The furnishings are as worldly as Adels himself, with architect-designed and contemporary pieces. Among them are a pair of chairs Josef Hoffman did for the Palais Stoclet in Brussels. The dining table is a design by Gae Aulenti, who re-designed the Paris train station that is now the Musee d’Orsay; the dining chairs are by Mies van der Rohe and covered in terra-cotta leather. “Even the modern pieces date back into the ’20s,” says Adels. The carpet in the formal sitting area is a Chinese Art Deco piece from Stark, and the sofas are the same as a pair that were in Coco Chanel’s apartment on Rue Cambon in Paris.
After settling comfortably into his elegant country home, Adels didn’t think much more about having a house in town. “We were afraid we might miss life in the city, but every time we were confronted with an overnight, I thought I’d rather wake up in the country.”
Alas, the lavender fields that enthralled Adels in Provence (“that purple color set against the green”), and that he hoped to replicate on his new property, didn’t flourish in Virginia. He initially planted upwards of 1,400 lavender plants on the hillsides, but after six years they had bloomed out but gone to stick.
No matter: The lavender color is still carried throughout the property, with plantings of salvia and Russian sage blooming blue-purple. And there are lavender plantings behind the boxwood hedges. “We simply have more green and are not as arid in the summers,” says Adels, “and we rely more on grass than they do [in Provence]. We took the best of what we dreamt of and married it to the landscape of Virginia.”

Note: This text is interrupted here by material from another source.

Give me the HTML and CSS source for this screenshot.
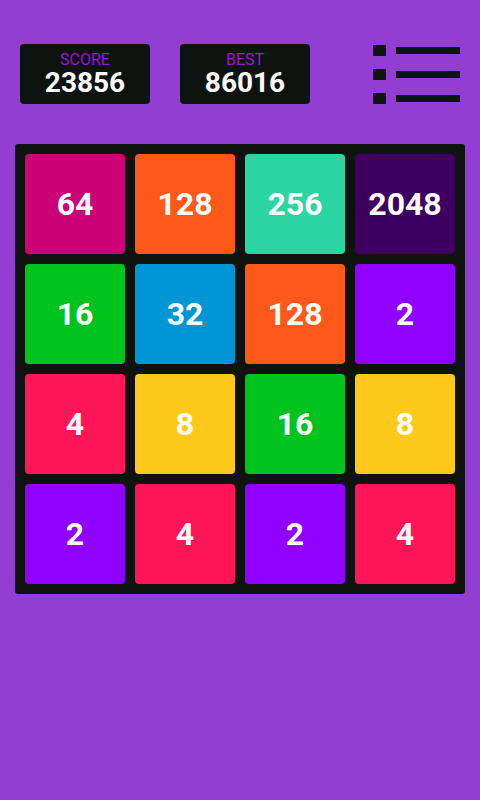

And, working in Virginia today, Adels recently completed a bold residence, stable and polo grounds at Foxlease Farm in Upperville, the former estate of John Archbold, a co-founder of Standard Oil. “I can’t think of anything further from a mosque than a hunt country house,” says Adels, “but if you’re good, and the client is good, the building will emerge.” That is certainly true of the home he built for himself.